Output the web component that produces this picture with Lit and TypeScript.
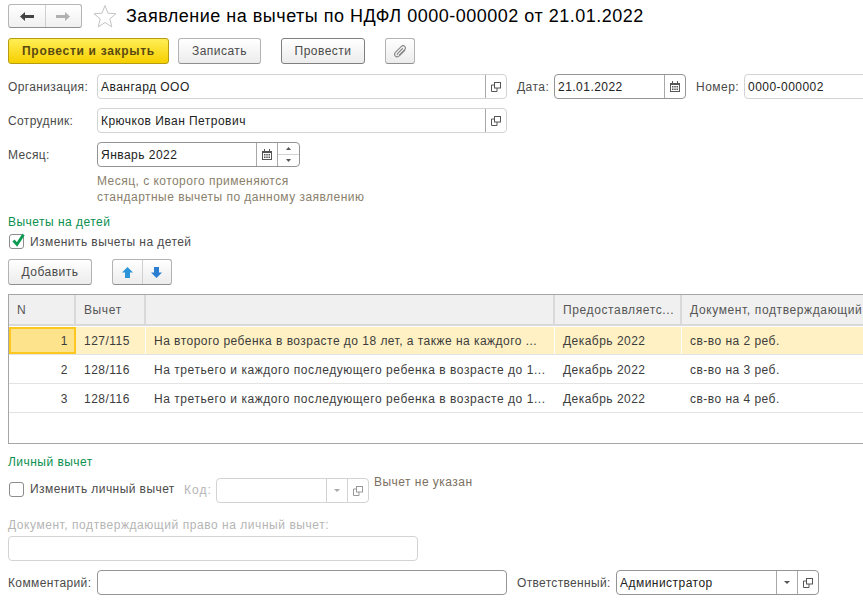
import { LitElement, html, css, svg } from "lit";
import { customElement } from "lit/decorators.js";

const linkIcon = (c = "#555") => svg`<svg width="10" height="10" viewBox="0 0 10 10" fill="none" stroke="${c}" stroke-width="1"><rect x="3.5" y="0.5" width="6" height="5.500" fill="#fff"/><path d="M3.500 3H.5V9.500H6V6"/></svg>`;
const calIcon = svg`<svg width="10" height="11" viewBox="0 0 10 11"><path fill="#555" d="M0 2h2V0h1v2h4V0h1v2h2v9H0z"/><path fill="#fff" d="M1 4h8v6H1z"/><path fill="#555" d="M2 5h1.500v1.500H2zM4.250 5h1.500v1.500h-1.500zM6.500 5H8v1.500H6.500zM2 7.500h1.500V9H2zM4.250 7.500h1.500V9h-1.500zM6.500 7.500H8V9H6.500z"/></svg>`;
const drop = (c = "#555") => svg`<svg width="6" height="3" viewBox="0 0 6 3"><path fill="${c}" d="M0 0h6L3 3z"/></svg>`;

@customElement("app-root")
export class AppRoot extends LitElement {
  static styles = css`
    :host { display: block; width: 863px; height: 606px; overflow: hidden; background: #fff; font: 12px "Liberation Sans", Arial, sans-serif; letter-spacing: 0.47px; color: #4a4a4a; }
    * { box-sizing: border-box; }
    .page { padding: 4px 0 0 8px; width: 1000px; }
    .row { display: flex; align-items: center; }
    .top { height: 24px; }
    .nav { width: 74px; height: 24px; display: flex; border: 1px solid #b5b5b5; border-bottom-color: #8f8f8f; border-radius: 3px; background: linear-gradient(#fff, #f0f0f0); }
    .nav span { flex: 1; display: flex; align-items: center; justify-content: center; }
    .nav span + span { border-left: 1px solid #cfcfcf; }
    .star { margin-left: 11px; display: flex; }
    h1 { margin: 0 0 0 9px; font: 400 18px "Liberation Sans", Arial, sans-serif; letter-spacing: 0.5px; color: #000; white-space: nowrap; }
    .btn { height: 26px; border: 1px solid #b3b3b3; border-bottom-color: #8f8f8f; border-radius: 3px; background: linear-gradient(#fff, #ececec); display: flex; align-items: center; justify-content: center; color: #4a4a4a; }
    .actions { margin-top: 10px; }
    .primary { width: 161px; background: linear-gradient(#ffee55, #f6cf00); border-color: #b59c10; font-weight: 700; letter-spacing: 0.7px; color: #5a4a10; }
    .save { width: 83px; margin-left: 9px; }
    .post { width: 84px; margin-left: 20px; border-color: #7f7f7f; }
    .clip { width: 30px; margin-left: 20px; }
    .org { margin-top: 10px; }
    .fieldrow { margin-top: 9px; }
    .lbl { width: 89px; white-space: nowrap; letter-spacing: 0.37px; }
    .field { height: 25px; display: flex; border: 1px solid #d3d3d3; border-radius: 4px; background: #fff; color: #222; flex: none; }
    .field.focus { border-color: #949494; }
    .field .val { flex: 1; padding: 0 3px; line-height: 24px; white-space: nowrap; overflow: hidden; }
    .field .ic { width: 21px; flex: none; border-left: 1px solid #a8a8a8; display: flex; align-items: center; justify-content: center; }
    .field.dis .ic { border-left-color: #d3d3d3; }
    .w410 { width: 410px; }
    .date { width: 132px; }
    .num { width: 140px; }
    .month { width: 203px; }
    .spin { width: 22px; flex: none; border-left: 1px solid #a8a8a8; display: flex; flex-direction: column; }
    .spin i { flex: 1; display: flex; align-items: center; justify-content: center; font-size: 0; }
    .spin i + i { border-top: 1px solid #d3d3d3; }
    .l-date { margin-left: 10px; width: 37px; white-space: nowrap; }
    .l-num { margin-left: 10px; width: 48px; white-space: nowrap; }
    .hint { margin: 6px 0 0 89px; line-height: 16px; color: #8a7f6c; }
    .group { color: #0a8f50; line-height: 14px; }
    .g1 { margin-top: 10px; }
    .check { width: 15px; height: 15px; border: 1px solid #8c8c8c; border-radius: 3px; background: #fff; flex: none; position: relative; }
    .check svg { position: absolute; left: 1px; top: -3px; }
    .chkrow1 { margin-top: 5px; height: 15px; padding-left: 1px; }
    .chklabel { margin-left: 6px; white-space: nowrap; letter-spacing: 0.43px; }
    .tools { margin-top: 10px; }
    .add { width: 84px; }
    .arrows { width: 60px; height: 26px; margin-left: 20px; display: flex; border: 1px solid #b3b3b3; border-bottom-color: #8f8f8f; border-radius: 3px; background: linear-gradient(#fff, #ececec); }
    .arrows span { flex: 1; display: flex; align-items: center; justify-content: center; }
    .arrows span + span { border-left: 1px solid #cfcfcf; }
    .table { margin-top: 9px; height: 150px; width: 992px; border: 1px solid #a6a6a6; }
    .tr { display: grid; grid-template-columns: 67px 70px 409px 127px 1fr; }
    .head { height: 31px; border-bottom: 2px solid #d9d9d9; }
    .head > div { background: #f0f0f0; border-right: 2px solid #d9d9d9; padding: 0 8px; line-height: 30px; color: #555; white-space: nowrap; overflow: hidden; letter-spacing: 0.62px; }
    .body { height: 29px; border-bottom: 1px solid #e3e3e3; }
    .body > div { padding: 1px 8px 0; line-height: 28px; white-space: nowrap; overflow: hidden; color: #3c3c3c; }
    .body > .long { letter-spacing: 0.55px; }
    .body > .n { text-align: right; }
    .sel { height: 29px; padding-top: 1px; border-bottom: 1px solid #e3e3e3; background: #fff; }
    .sel > div { padding: 0 8px; background: #fff1c4; border-right: 1px solid #fff; height: 27px; line-height: 28px; white-space: nowrap; overflow: hidden; color: #3c3c3c; }
    .sel > .n { text-align: right; background: #fde38c; border: 2px solid #fcc71f; line-height: 24px; padding-right: 6px; height: 27px; }
    .g2 { margin-top: 11px; }
    .pers { margin-top: 9px; align-items: flex-start; padding-left: 1px; }
    .pers .check { margin-top: 4px; }
    .pers .chklabel { line-height: 23px; width: 150px; }
    .kod { margin-left: 4px; width: 32px; line-height: 25px; color: #b5b5b5; letter-spacing: 1px; }
    .code { width: 153px; }
    .noded { margin-left: 5px; line-height: 14px; color: #7b705f; white-space: nowrap; margin-top: -3px; }
    .doc { margin-top: 15px; line-height: 14px; color: #b5b5b5; letter-spacing: 0.55px; }
    .docf { margin-top: 4px; width: 410px; }
    .bottom { margin-top: 9px; }
    .l-resp { margin-left: 10px; width: 99px; white-space: nowrap; letter-spacing: 0.33px; }
    .resp { width: 203px; }
  `;

  render() {
    const link = html`<span class="ic">${linkIcon()}</span>`;
    const cal = html`<span class="ic">${calIcon}</span>`;
    const row = (n: string, a: string, b: string, d: string, sel = false, long = false) => html`
      <div class="tr ${sel ? "sel" : "body"}">
        <div class="n">${n}</div><div>${a}</div><div class="${long ? "long" : ""}">${b}</div><div>Декабрь 2022</div><div>${d}</div>
      </div>`;
    return html`<div class="page">
      <div class="row top">
        <div class="nav">
          <span><svg width="14" height="9" viewBox="0 0 14 9"><path fill="#444" d="M0 4.500L5 0v3h9v3H5v3z"/></svg></span>
          <span><svg width="14" height="9" viewBox="0 0 14 9"><path fill="#b0b0b0" d="M14 4.500L9 0v3H0v3h9v3z"/></svg></span>
        </div>
        <span class="star"><svg width="24" height="24" viewBox="0 0 24 24" fill="#fff" stroke="#c4c4c4"><path d="M12 1.500l3 7.700 8 .5-6.200 5.200 2 8L12 18.500l-6.800 4.400 2-8L1 9.700l8-.5z"/></svg></span>
        <h1>Заявление на вычеты по НДФЛ 0000-000002 от 21.01.2022</h1>
      </div>

      <div class="row actions">
        <div class="btn primary">Провести и закрыть</div>
        <div class="btn save">Записать</div>
        <div class="btn post">Провести</div>
        <div class="btn clip"><svg width="13" height="13" viewBox="0 0 14 14" fill="none" stroke="#888" stroke-width="1.200"><path d="M12 5.500L6 11.500c-1.500 1.500-3.500 1.500-4.500.5S.5 9 2 7.500L8 1.500c1-1 2.500-1 3.500 0s1 2.500 0 3.500L5.500 11M9.500 3.500L4 9c-.6.6-.6 1.200 0 1.600"/></svg></div>
      </div>

      <div class="row org">
        <div class="lbl">Организация:</div>
        <div class="field w410"><span class="val">Авангард ООО</span>${link}</div>
        <div class="l-date">Дата:</div>
        <div class="field date focus"><span class="val">21.01.2022</span>${cal}</div>
        <div class="l-num">Номер:</div>
        <div class="field num"><span class="val">0000-000002</span></div>
      </div>

      <div class="row fieldrow">
        <div class="lbl">Сотрудник:</div>
        <div class="field w410"><span class="val">Крючков Иван Петрович</span>${link}</div>
      </div>

      <div class="row fieldrow">
        <div class="lbl">Месяц:</div>
        <div class="field month focus"><span class="val">Январь 2022</span>${cal}
          <span class="spin">
            <i><svg width="5" height="3" viewBox="0 0 5 3"><path fill="#555" d="M2.500 0L5 3H0z"/></svg></i>
            <i><svg width="5" height="3" viewBox="0 0 5 3"><path fill="#555" d="M0 0h5L2.500 3z"/></svg></i>
          </span>
        </div>
      </div>

      <div class="hint">Месяц, с которого применяются<br />стандартные вычеты по данному заявлению</div>

      <div class="group g1">Вычеты на детей</div>
      <div class="row chkrow1">
        <span class="check"><svg width="16" height="16" viewBox="0 0 16 16" fill="none" stroke="#0a9a50" stroke-width="2.800"><path d="M2.500 8.500l3.500 4 6.500-10"/></svg></span>
        <span class="chklabel">Изменить вычеты на детей</span>
      </div>

      <div class="row tools">
        <div class="btn add">Добавить</div>
        <div class="arrows">
          <span><svg width="11" height="11" viewBox="0 0 11 11"><path fill="#2c94d8" d="M5.500 0L11 5.500H8V11H3V5.500H0z"/></svg></span>
          <span><svg width="11" height="11" viewBox="0 0 11 11"><path fill="#2c7fd0" d="M5.500 11L11 5.500H8V0H3v5.500H0z"/></svg></span>
        </div>
      </div>

      <div class="table">
        <div class="tr head"><div>N</div><div>Вычет</div><div></div><div>Предоставляетс...</div><div>Документ, подтверждающий</div></div>
        ${row("1", "127/115", "На второго ребенка в возрасте до 18 лет, а также на каждого ...", "св-во на 2 реб.", true)}
        ${row("2", "128/116", "На третьего и каждого последующего ребенка в возрасте до 1...", "св-во на 3 реб.", false, true)}
        ${row("3", "128/116", "На третьего и каждого последующего ребенка в возрасте до 1...", "св-во на 4 реб.", false, true)}
      </div>

      <div class="group g2">Личный вычет</div>
      <div class="row pers">
        <span class="check"></span>
        <span class="chklabel">Изменить личный вычет</span>
        <span class="kod">Код:</span>
        <div class="field code dis"><span class="val"></span><span class="ic">${drop("#aaa")}</span><span class="ic">${linkIcon("#999")}</span></div>
        <span class="noded">Вычет не указан</span>
      </div>

      <div class="doc">Документ, подтверждающий право на личный вычет:</div>
      <div class="field docf dis"></div>

      <div class="row bottom">
        <div class="lbl">Комментарий:</div>
        <div class="field w410 focus"><span class="val"></span></div>
        <div class="l-resp">Ответственный:</div>
        <div class="field resp focus"><span class="val">Администратор</span><span class="ic">${drop()}</span>${link}</div>
      </div>
    </div>`;
  }
}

> [What to do] Transcribe the opening line of the listing above, please, and every line after it through the line with "const drop = (c", word for word, without pictures.

> [Response for this exercise]
Output the web component that produces this picture with Lit and TypeScript.
import { LitElement, html, css, svg } from "lit";
import { customElement } from "lit/decorators.js";

const linkIcon = (c = "#555") => svg`<svg width="10" height="10" viewBox="0 0 10 10" fill="none" stroke="${c}" stroke-width="1"><rect x="3.5" y="0.5" width="6" height="5.500" fill="#fff"/><path d="M3.500 3H.5V9.500H6V6"/></svg>`;
const calIcon = svg`<svg width="10" height="11" viewBox="0 0 10 11"><path fill="#555" d="M0 2h2V0h1v2h4V0h1v2h2v9H0z"/><path fill="#fff" d="M1 4h8v6H1z"/><path fill="#555" d="M2 5h1.500v1.500H2zM4.250 5h1.500v1.500h-1.500zM6.500 5H8v1.500H6.500zM2 7.500h1.500V9H2zM4.250 7.500h1.500V9h-1.500zM6.500 7.500H8V9H6.500z"/></svg>`;
const drop = (c = "#555") => svg`<svg width="6" height="3" viewBox="0 0 6 3"><path fill="${c}" d="M0 0h6L3 3z"/></svg>`;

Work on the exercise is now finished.